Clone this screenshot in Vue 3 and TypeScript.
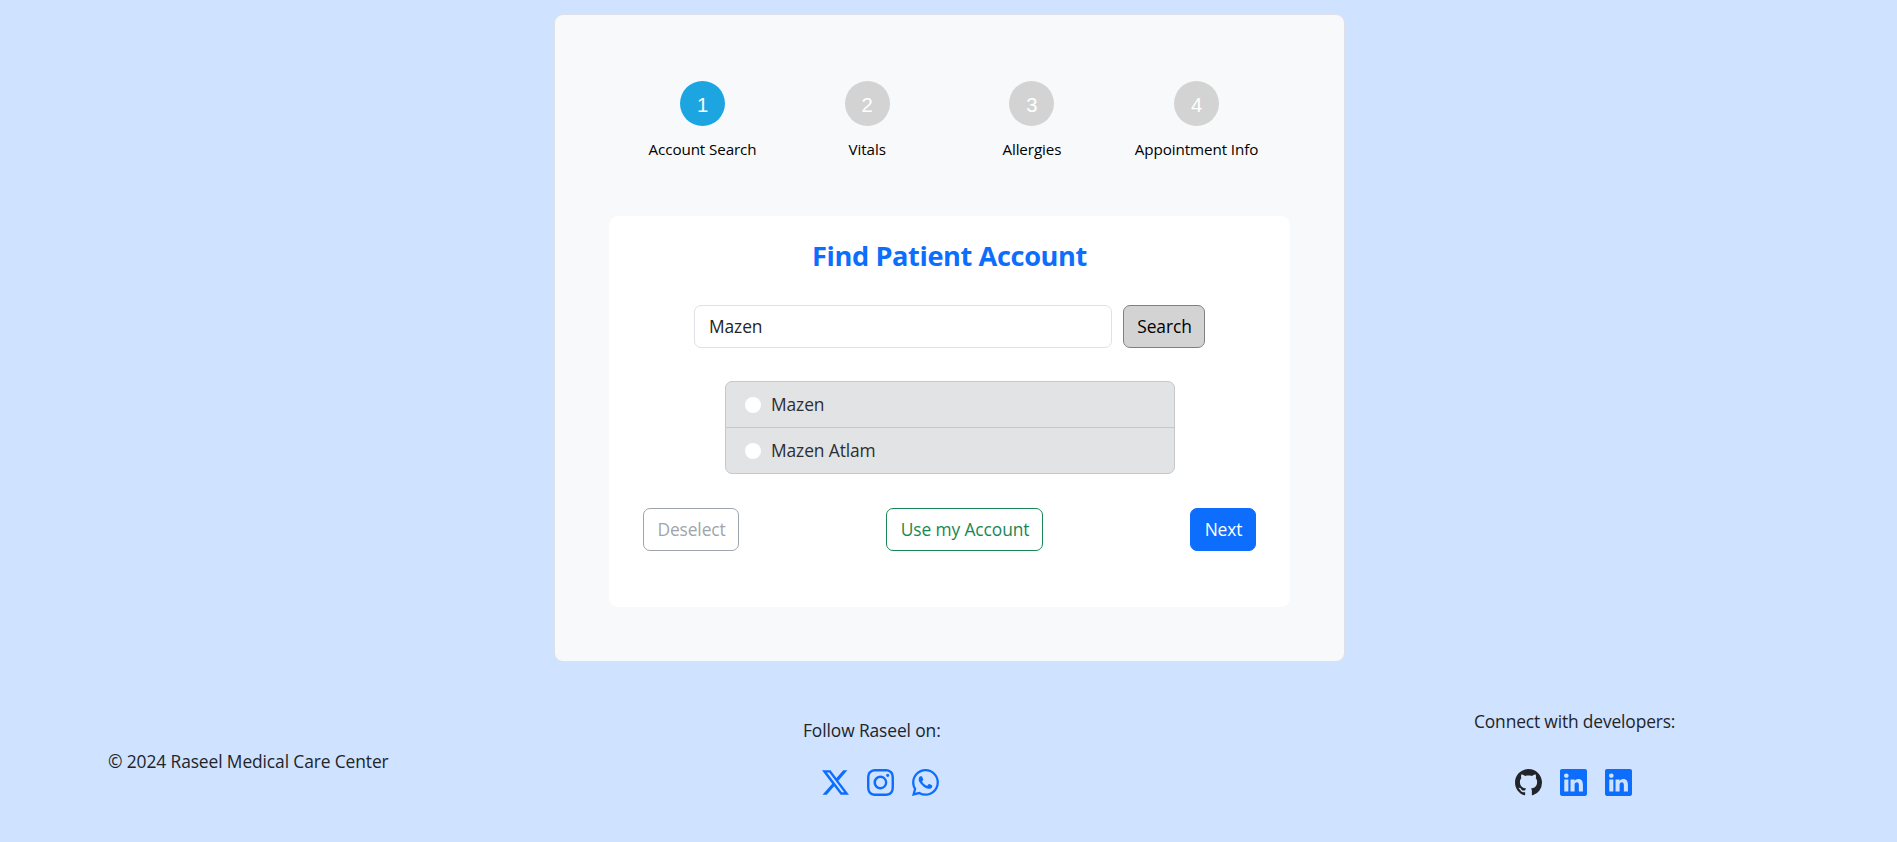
<script setup lang="ts">
import { ref } from 'vue'

interface Step { num: number; label: string }
const steps: Step[] = [
  { num: 1, label: 'Account Search' },
  { num: 2, label: 'Vitals' },
  { num: 3, label: 'Allergies' },
  { num: 4, label: 'Appointment Info' },
]
const current = ref<number>(1)
const query = ref<string>('Mazen')
const results: string[] = ['Mazen', 'Mazen Atlam']
const selected = ref<string>('')

const icons: Record<string, string> = {
  x: 'M12.6.75h2.454l-5.36 6.142L16 15.25h-4.937l-3.867-5.07-4.425 5.07H.316l5.733-6.57L0 .75h5.063l3.495 4.633L12.601.75Zm-.86 13.028h1.36L4.323 2.145H2.865z',
  instagram: 'M8 0C5.829 0 5.556.01 4.703.048 3.85.088 3.269.222 2.76.42a3.9 3.9 0 0 0-1.417.923A3.9 3.9 0 0 0 .42 2.76C.222 3.268.087 3.85.048 4.7.01 5.555 0 5.827 0 8.001c0 2.172.01 2.444.048 3.297.04.852.174 1.433.372 1.942.205.526.478.972.923 1.417.444.445.89.719 1.416.923.51.198 1.09.333 1.942.372C5.555 15.99 5.827 16 8 16s2.444-.01 3.298-.048c.851-.04 1.434-.174 1.943-.372a3.9 3.9 0 0 0 1.416-.923c.445-.445.718-.891.923-1.417.197-.509.332-1.09.372-1.942C15.99 10.445 16 10.173 16 8s-.01-2.445-.048-3.299c-.04-.851-.175-1.433-.372-1.941a3.9 3.9 0 0 0-.923-1.417A3.9 3.9 0 0 0 13.24.42c-.51-.198-1.092-.333-1.943-.372C10.443.01 10.172 0 7.998 0zm-.717 1.442h.718c2.136 0 2.389.007 3.232.046.78.035 1.204.166 1.486.275.373.145.64.319.92.599s.453.546.598.92c.11.281.24.705.275 1.485.039.843.047 1.096.047 3.231s-.008 2.389-.047 3.232c-.035.78-.166 1.203-.275 1.485a2.5 2.5 0 0 1-.599.919c-.28.28-.546.453-.92.598-.28.11-.704.24-1.485.276-.843.038-1.096.047-3.232.047s-2.39-.009-3.233-.047c-.78-.036-1.203-.166-1.485-.276a2.5 2.5 0 0 1-.92-.598 2.5 2.5 0 0 1-.6-.92c-.109-.281-.24-.705-.275-1.485-.038-.843-.046-1.096-.046-3.233s.008-2.388.046-3.231c.036-.78.166-1.204.276-1.486.145-.373.319-.64.599-.92s.546-.453.92-.598c.282-.11.705-.24 1.485-.276.738-.034 1.024-.044 2.515-.045zm4.988 1.328a.96.96 0 1 0 0 1.92.96.96 0 0 0 0-1.92m-4.27 1.122a4.109 4.109 0 1 0 0 8.217 4.109 4.109 0 0 0 0-8.217m0 1.441a2.667 2.667 0 1 1 0 5.334 2.667 2.667 0 0 1 0-5.334',
  whatsapp: 'M13.601 2.326A7.85 7.85 0 0 0 7.994 0C3.627 0 .068 3.558.064 7.926c0 1.399.366 2.76 1.057 3.965L0 16l4.204-1.102a7.9 7.9 0 0 0 3.79.965h.004c4.368 0 7.926-3.558 7.93-7.93A7.9 7.9 0 0 0 13.6 2.326zM7.994 14.521a6.6 6.6 0 0 1-3.356-.92l-.24-.144-2.494.654.666-2.433-.156-.251a6.56 6.56 0 0 1-1.007-3.505c0-3.626 2.957-6.584 6.591-6.584a6.56 6.56 0 0 1 4.66 1.931 6.56 6.56 0 0 1 1.928 4.66c-.004 3.639-2.961 6.592-6.592 6.592m3.615-4.934c-.197-.099-1.17-.578-1.353-.646-.182-.065-.315-.099-.445.099-.133.197-.513.646-.627.775-.114.133-.232.148-.43.05-.197-.1-.836-.308-1.592-.985-.59-.525-.985-1.175-1.103-1.372-.114-.198-.011-.304.088-.403.087-.088.197-.232.296-.346.1-.114.133-.198.198-.33.065-.134.034-.248-.015-.347-.05-.099-.445-1.076-.612-1.47-.16-.389-.323-.335-.445-.34-.114-.007-.247-.007-.38-.007a.73.73 0 0 0-.529.247c-.182.198-.691.677-.691 1.654s.71 1.916.81 2.049c.098.133 1.394 2.132 3.383 2.992.47.205.84.326 1.129.418.475.152.904.129 1.246.08.38-.058 1.171-.48 1.338-.943.164-.464.164-.86.114-.943-.049-.084-.182-.133-.38-.232',
  github: 'M8 0C3.58 0 0 3.58 0 8c0 3.54 2.29 6.53 5.47 7.59.4.07.55-.17.55-.38 0-.19-.01-.82-.01-1.49-2.01.37-2.53-.49-2.69-.94-.09-.23-.48-.94-.82-1.13-.28-.15-.68-.52-.01-.53.63-.01 1.08.58 1.23.82.72 1.21 1.87.87 2.33.66.07-.52.28-.87.51-1.07-1.78-.2-3.64-.89-3.64-3.95 0-.87.31-1.59.82-2.15-.08-.2-.36-1.02.08-2.12 0 0 .67-.21 2.2.82.64-.18 1.32-.27 2-.27s1.36.09 2 .27c1.53-1.04 2.2-.82 2.2-.82.44 1.1.16 1.92.08 2.12.51.56.82 1.27.82 2.15 0 3.07-1.87 3.75-3.65 3.95.29.25.54.73.54 1.48 0 1.07-.01 1.93-.01 2.2 0 .21.15.46.55.38A8.01 8.01 0 0 0 16 8c0-4.42-3.58-8-8-8',
  linkedin: 'M0 1.146C0 .513.526 0 1.175 0h13.65C15.474 0 16 .513 16 1.146v13.708c0 .633-.526 1.146-1.175 1.146H1.175C.526 16 0 15.487 0 14.854zm4.943 12.248V6.169H2.542v7.225zm-1.2-8.212c.837 0 1.358-.554 1.358-1.248-.015-.709-.52-1.248-1.342-1.248S2.4 3.226 2.4 3.934c0 .694.521 1.248 1.327 1.248zm4.908 8.212V9.359c0-.216.016-.432.08-.586.173-.431.568-.878 1.232-.878.869 0 1.216.662 1.216 1.634v3.865h2.401V9.25c0-2.22-1.184-3.252-2.764-3.252-1.274 0-1.845.7-2.165 1.193v.025h-.016l.016-.025V6.169h-2.4c.03.678 0 7.225 0 7.225z',
}
const social: string[] = ['x', 'instagram', 'whatsapp']
const devs: string[] = ['github', 'linkedin', 'linkedin']
</script>

<template>
  <div class="page">
    <main class="card">
      <ol class="stepper">
        <li v-for="s in steps" :key="s.num" class="step">
          <span class="dot" :class="{ active: s.num === current }">{{ s.num }}</span>
          <span class="label">{{ s.label }}</span>
        </li>
      </ol>

      <section class="panel">
        <h1>Find Patient Account</h1>
        <div class="search">
          <input v-model="query" class="field" type="text" />
          <button class="btn find">Search</button>
        </div>
        <div class="results">
          <label v-for="r in results" :key="r" class="item">
            <input v-model="selected" type="radio" name="account" :value="r" />
            <span>{{ r }}</span>
          </label>
        </div>
        <div class="actions">
          <button class="btn deselect">Deselect</button>
          <button class="btn mine">Use my Account</button>
          <button class="btn next">Next</button>
        </div>
      </section>
    </main>

    <footer>
      <p class="copy">© 2024 Raseel Medical Care Center</p>
      <div class="col follow">
        <p>Follow Raseel on:</p>
        <div class="icons">
          <svg v-for="n in social" :key="n" viewBox="0 0 16 16"><path :d="icons[n]" /></svg>
        </div>
      </div>
      <div class="col connect">
        <p>Connect with developers:</p>
        <div class="icons">
          <svg v-for="(n, i) in devs" :key="i" viewBox="0 0 16 16" :class="n"><path :d="icons[n]" /></svg>
        </div>
      </div>
    </footer>
  </div>
</template>

<style>
body { background: #cfe2ff; overflow: hidden; }
</style>

<style scoped>
* { box-sizing: border-box; }
.page {
  height: 842px;
  padding-top: 14px;
  background: #cfe2ff;
  color: #212529;
  font-family: "Segoe UI", "Open Sans", "Noto Sans", sans-serif;
  font-size: 17.4px;
  font-weight: 400;
  letter-spacing: -0.11px;
  line-height: 27px;
}
.card {
  width: 791px;
  height: 648px;
  margin: 0 0 0 554px;
  padding: 66px 54px 0;
  background: #f8f9fa;
  border: 1px solid #dee2e6;
  border-radius: 9px;
}
.stepper {
  display: flex;
  width: 658.7px;
  height: 135px;
  margin: 0 0 0 11.2px;
  padding: 0;
  list-style: none;
}
.step { flex: 1; display: flex; flex-direction: column; align-items: center; }
.dot {
  width: 45px;
  height: 45px;
  padding-top: 2px;
  border-radius: 50%;
  background: #d3d3d3;
  color: #fff;
  font: 20.25px/45px "Liberation Sans", Arial, sans-serif;
  text-align: center;
}
.dot.active { background: #1ca5e0; }
.label { margin-top: 11px; color: #000; font-size: 15.2px; letter-spacing: -0.1px; line-height: 24px; white-space: nowrap; }
.panel {
  width: 681px;
  height: 391px;
  padding-top: 23px;
  background: #fff;
  border-radius: 9px;
}
h1 { margin: 0; color: #0d6efd; font-size: 27.2px; font-weight: 700; letter-spacing: -0.4px; line-height: 34px; text-align: center; }
.search { display: flex; gap: 11px; margin: 32px 0 0 85px; }
.field, .btn {
  height: 43px;
  padding: 0 0 0 1px;
  border: 1px solid;
  border-radius: 7px;
  background: #fff;
  font: inherit;
  letter-spacing: inherit;
  white-space: nowrap;
}
.field { width: 418px; padding: 0 0 1px 14px; border-color: #dee2e6; color: #212529; outline: none; }
.find { width: 82px; background: #d3d3d3; border-color: #808080; color: #000; }
.results { width: 450px; margin: 33px 0 0 116px; border: 1px solid #c4c8cb; border-radius: 7px; background: #e2e3e5; color: #2b2f32; }
.item { display: flex; align-items: center; gap: 10px; height: 45px; padding-left: 19px; }
.item + .item { height: 46px; border-top: 1px solid #c4c8cb; }
.item input { appearance: none; width: 16px; height: 16px; margin: 0; border-radius: 50%; background: #fff; }
.actions { display: flex; justify-content: space-between; width: 613px; margin: 34px 0 0 34px; }
.deselect { width: 96px; color: #6c757d; border-color: #6c757d; opacity: .65; }
.mine { width: 157px; color: #198754; border-color: #198754; }
.next { width: 66px; color: #fff; background: #0d6efd; border-color: #0d6efd; }
footer {
  display: flex;
  height: 153px;
  margin: 27px 14px 0;
  border-top: 1px solid #d5e1f3;
}
p { margin: 0; white-space: nowrap; }
.copy { width: 689px; padding: 58px 0 0 94px; }
.col p { height: 27px; }
.follow { width: 671px; padding: 27px 0 0 100px; }
.follow .icons { margin: 25px 0 0 19px; }
.connect { padding: 18px 0 0 100px; letter-spacing: -0.15px; }
.connect .icons { margin: 34px 0 0 41px; }
.icons { display: flex; gap: 18px; }
svg { width: 27px; height: 27px; fill: #0d6efd; }
svg.github { fill: #212529; }
</style>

════════════════════

▸ **PROBLEM DETAILS**
Leave the pictures out and please restate exactly the lines running from the start of the material through the one with "const selected = ref<string>('')".

▸ **PROBLEM SOLUTION**
Clone this screenshot in Vue 3 and TypeScript.
<script setup lang="ts">
import { ref } from 'vue'

interface Step { num: number; label: string }
const steps: Step[] = [
  { num: 1, label: 'Account Search' },
  { num: 2, label: 'Vitals' },
  { num: 3, label: 'Allergies' },
  { num: 4, label: 'Appointment Info' },
]
const current = ref<number>(1)
const query = ref<string>('Mazen')
const results: string[] = ['Mazen', 'Mazen Atlam']
const selected = ref<string>('')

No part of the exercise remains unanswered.